In a different Afghanistan, the one the US once dreamed of building, the young men waiting outside for him would have had different futures. Salim Shah graduated from high school last year, and planned to study law at university. Now Jawad has given up his job as a mechanic, he is unsure how he will support his two children.
But collectively they decided that the fight for their country had become critical. Many have already lost brothers, cousins and neighbours to the Taliban. “Our main aim is protecting our family, our relatives and our land,” Jawad said.

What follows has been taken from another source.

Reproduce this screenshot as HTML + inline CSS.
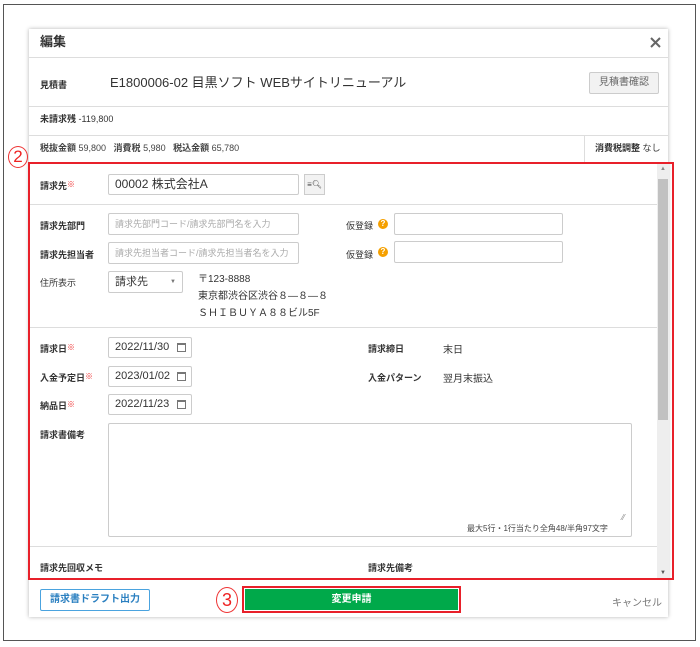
<!DOCTYPE html>
<html><head><meta charset="utf-8"><style>
*{box-sizing:border-box;margin:0;padding:0}
body{width:700px;height:647px;background:#fff;position:relative;overflow:hidden;font-family:"Liberation Sans","Noto Sans CJK JP",sans-serif;color:#333}
.a{position:absolute;white-space:nowrap}
.l{font-size:9px;color:#333;font-weight:bold}
.hr{position:absolute;height:1px;background:#ddd}
.in{position:absolute;border:1px solid #ccc;border-radius:2px;background:#fff;font-size:12px;padding-left:6px;line-height:19px;color:#333}
.ph{font-size:9px;color:#aaa}
.cal{position:absolute;right:5px;top:5px;width:9px;height:9px;border:1px solid #777;border-top-width:2px}
.q{position:absolute;width:10px;height:10px;border-radius:50%;background:#f5a000;color:#fff;font-size:8px;font-weight:bold;text-align:center;line-height:10px}
.req{color:#e33;font-size:8px;vertical-align:top}
</style></head><body>
<div class="a" style="left:3px;top:4px;width:693px;height:637px;border:1px solid #555"></div>
<div class="a" style="left:29px;top:29px;width:639px;height:588px;background:#fff;box-shadow:0 0 4px rgba(0,0,0,.3)"></div>
<div class="a" style="left:40px;top:34px;font-size:13px;font-weight:bold;line-height:16px">編集</div>
<svg class="a" style="left:650px;top:37px" width="11" height="11"><path d="M1 1L10 10M10 1L1 10" stroke="#666" stroke-width="2"/></svg>
<div class="hr" style="left:29px;top:57px;width:639px"></div>
<div class="a l" style="left:40px;top:78px">見積書</div>
<div class="a" style="left:110px;top:75px;font-size:13px;line-height:16px">E1800006-02 目黒ソフト WEBサイトリニューアル</div>
<div class="a" style="left:589px;top:72px;width:70px;height:22px;border:1px solid #ccc;background:#f2f2f2;border-radius:2px;font-size:10px;color:#666;text-align:center;line-height:20px">見積書確認</div>
<div class="hr" style="left:29px;top:106px;width:639px"></div>
<div class="a" style="left:40px;top:114px;font-size:9px;line-height:11px"><b>未請求残</b> -119,800</div>
<div class="hr" style="left:29px;top:135px;width:639px"></div>
<div class="a" style="left:40px;top:143px;font-size:9px;line-height:11px;color:#444"><b>税抜金額</b> 59,800 &nbsp;&nbsp;<b>消費税</b> 5,980 &nbsp;&nbsp;<b>税込金額</b> 65,780</div>
<div class="a" style="left:584px;top:135px;width:1px;height:28px;background:#ddd"></div>
<div class="a" style="left:595px;top:143px;font-size:9px;line-height:11px"><b>消費税調整</b> なし</div>
<div class="a" style="left:8px;top:146px;width:20px;height:22px;border:1px solid #e33;border-radius:50%;color:#e22;font-size:17px;text-align:center;line-height:20px">2</div>
<div class="a" style="left:657px;top:164px;width:12px;height:414px;background:#eee"></div>
<div class="a" style="left:658px;top:179px;width:10px;height:241px;background:#c1c1c1"></div>
<div class="a" style="left:660px;top:166px;font-size:6px;color:#888">▲</div>
<div class="a" style="left:660px;top:570px;font-size:6px;color:#555">▼</div>
<div class="a l" style="left:40px;top:179px">請求先<span class="req">※</span></div>
<div class="in" style="left:108px;top:174px;width:191px;height:21px">00002 株式会社A</div>
<div class="a" style="left:304px;top:174px;width:21px;height:21px;border:1px solid #ccc;background:#f2f2f2;font-size:8px;text-align:center;line-height:19px;color:#444">≡🔍︎</div>
<div class="hr" style="left:30px;top:204px;width:627px"></div>
<div class="a l" style="left:40px;top:219px">請求先部門</div>
<div class="in ph" style="left:108px;top:213px;width:191px;height:22px;line-height:20px">請求先部門コード/請求先部門名を入力</div>
<div class="a" style="left:346px;top:219px;font-size:9px">仮登録</div>
<div class="q" style="left:378px;top:219px">?</div>
<div class="in" style="left:394px;top:213px;width:169px;height:22px"></div>
<div class="a l" style="left:40px;top:248px">請求先担当者</div>
<div class="in ph" style="left:108px;top:242px;width:191px;height:22px;line-height:20px">請求先担当者コード/請求先担当者名を入力</div>
<div class="a" style="left:346px;top:248px;font-size:9px">仮登録</div>
<div class="q" style="left:378px;top:247px">?</div>
<div class="in" style="left:394px;top:241px;width:169px;height:22px"></div>
<div class="a" style="left:40px;top:276px;font-size:9px">住所表示</div>
<div class="in" style="left:108px;top:271px;width:75px;height:22px;font-size:11px;line-height:20px">請求先<span style="position:absolute;right:6px;font-size:6px;color:#777">▼</span></div>
<div class="a" style="left:198px;top:271px;font-size:10px;line-height:17px;color:#333">〒123-8888<br>東京都渋谷区渋谷８—８—８<br>ＳＨＩＢＵＹＡ８８ビル5F</div>
<div class="hr" style="left:30px;top:327px;width:627px"></div>
<div class="a l" style="left:40px;top:342px">請求日<span class="req">※</span></div>
<div class="in" style="left:108px;top:337px;width:84px;height:21px;font-size:11px">2022/11/30<span class="cal"></span></div>
<div class="a l" style="left:368px;top:342px">請求締日</div>
<div class="a" style="left:443px;top:341px;font-size:10px">末日</div>
<div class="a l" style="left:40px;top:371px">入金予定日<span class="req">※</span></div>
<div class="in" style="left:108px;top:366px;width:84px;height:21px;font-size:11px">2023/01/02<span class="cal"></span></div>
<div class="a l" style="left:368px;top:371px">入金パターン</div>
<div class="a" style="left:443px;top:370px;font-size:10px">翌月末振込</div>
<div class="a l" style="left:40px;top:399px">納品日<span class="req">※</span></div>
<div class="in" style="left:108px;top:394px;width:84px;height:21px;font-size:11px">2022/11/23<span class="cal"></span></div>
<div class="a l" style="left:40px;top:428px">請求書備考</div>
<div class="in" style="left:108px;top:423px;width:524px;height:114px"></div>
<div class="a" style="left:467px;top:523px;font-size:8px;color:#444">最大5行・1行当たり全角48/半角97文字</div>
<div class="a" style="left:622px;top:513px;font-size:8px;color:#888">⁄⁄</div>
<div class="hr" style="left:30px;top:546px;width:627px"></div>
<div class="a l" style="left:40px;top:561px">請求先回収メモ</div>
<div class="a l" style="left:368px;top:561px">請求先備考</div>
<div class="a" style="left:28px;top:162px;width:646px;height:418px;border:2px solid #e8202a"></div>
<div class="a" style="left:40px;top:589px;width:110px;height:22px;border:1px solid #4aa3df;border-radius:2px;color:#2a7fc0;font-size:10px;font-weight:bold;text-align:center;line-height:20px">請求書ドラフト出力</div>
<div class="a" style="left:216px;top:587px;width:22px;height:26px;border:1px solid #e33;border-radius:50%;color:#e22;font-size:18px;text-align:center;line-height:24px">3</div>
<div class="a" style="left:242px;top:586px;width:219px;height:27px;border:2px solid #e8202a"></div>
<div class="a" style="left:245px;top:589px;width:213px;height:21px;background:#00a94a;color:#fff;font-size:10px;font-weight:bold;text-align:center;line-height:21px">変更申請</div>
<div class="a" style="left:612px;top:594px;font-size:10px;color:#777">キャンセル</div>
</body></html>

While this iteration of the long Afghan civil war will be his first time in a conflict, many of those leading the militias were battle hardened in past cycles of violence. Siawshani first picked up a gun with the Mujahideen in the 1980s to fight the Soviets. Among his key lieutenants is Rahmatullah Afzali, a retired general who spent over three decades in the government army that Siawshani fought.
Afzali raises an eyebrow at their current alliance. “When he was doing jihad, I worked for [the then president] Najibullah. Now the Taliban have brought us together,” he says with a grin. But never has the fight been so critical.
“I have fought all over Afghanistan, I was injured 17 times, and I have never felt under as much pressure as the last four months, since Biden said he was giving Afghanistan to the Taliban.”